OtOpcUa Both Consolidate existing Serilog bootstrap; add TraceContextEnricher + SiteId/NodeRole enrichers; add Resource to existing OTel pipeline. Deferred to GAPS backlog.
ScadaBridge Both Add full OTel SDK (metrics + traces + export); consolidate LoggerConfigurationFactory; add TraceContextEnricher. Deferred to GAPS backlog.

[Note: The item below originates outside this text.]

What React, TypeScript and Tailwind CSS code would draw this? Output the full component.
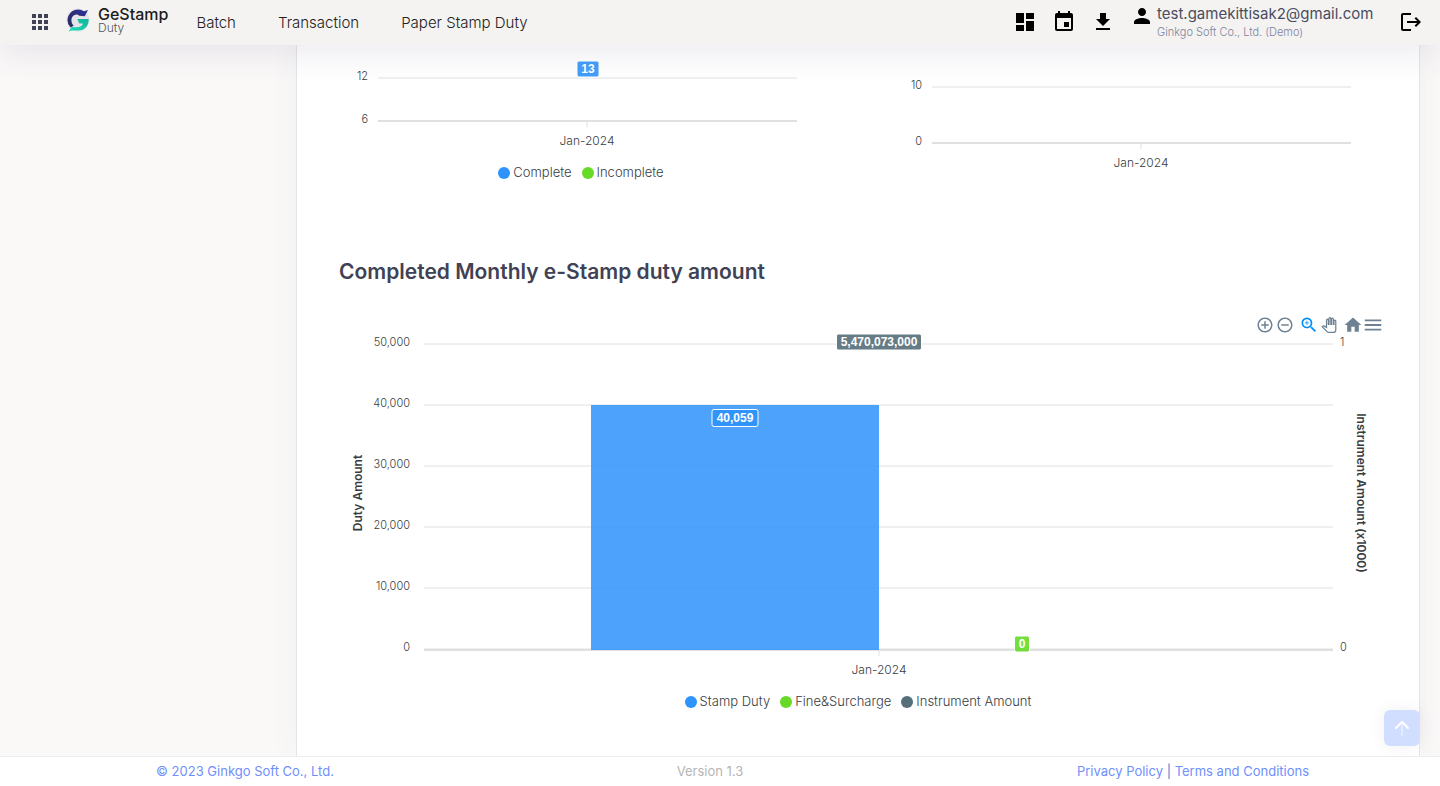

The net48 x86 mxaccessgw worker is excluded from both packages. Its IWorkerLogger (stderr key=value format) is an out-of-process concern and remains bespoke.


Open contract questions

  1. IServiceCollection overload completeness: the IHostApplicationBuilder-based overload is the primary path (available in all three apps on .NET 10). The IServiceCollection overload is a fallback for unusual host configurations. Validate that both overloads wire OTel log export identically (same Resource, same enrichers).

  2. OTel log export channel: AddZbSerilog uses Serilog.Sinks.OpenTelemetry to push logs into the OTel pipeline (sharing the Resource). Confirm the sink version is compatible with the OpenTelemetry SDK version pinned in ZB.MOM.WW.Telemetry (Directory.Packages.props).

  3. RedactionEnricher DI timing: RedactionEnricher resolves ILogRedactor from IServiceProvider on first use (lazy, to avoid a circular-DI problem at host-build time). Validate that the service provider is fully built by the time the first post-startup log event fires. If MxGateway's GatewayLogRedactor has dependencies that are not yet available when the DI container is being composed, the lazy-resolve pattern protects it. (Note: the library no longer sets a Stage-1 bootstrap logger, so there is no Stage-1 vs. Stage-2 logger lifetime to reason about — only the single DI-registered application logger.)

  4. SiteId / NodeRole null handling: AddZbTelemetry and AddZbSerilog silently omit null SiteId/NodeRole from the Resource and enricher set. Confirm this is the correct behavior for OtOpcUa, which may run in a single-site configuration where neither field is meaningful, versus ScadaBridge, where SiteId is essential for multi-cluster fleet visibility.

See ../GAPS.md for the adoption order and effort/risk.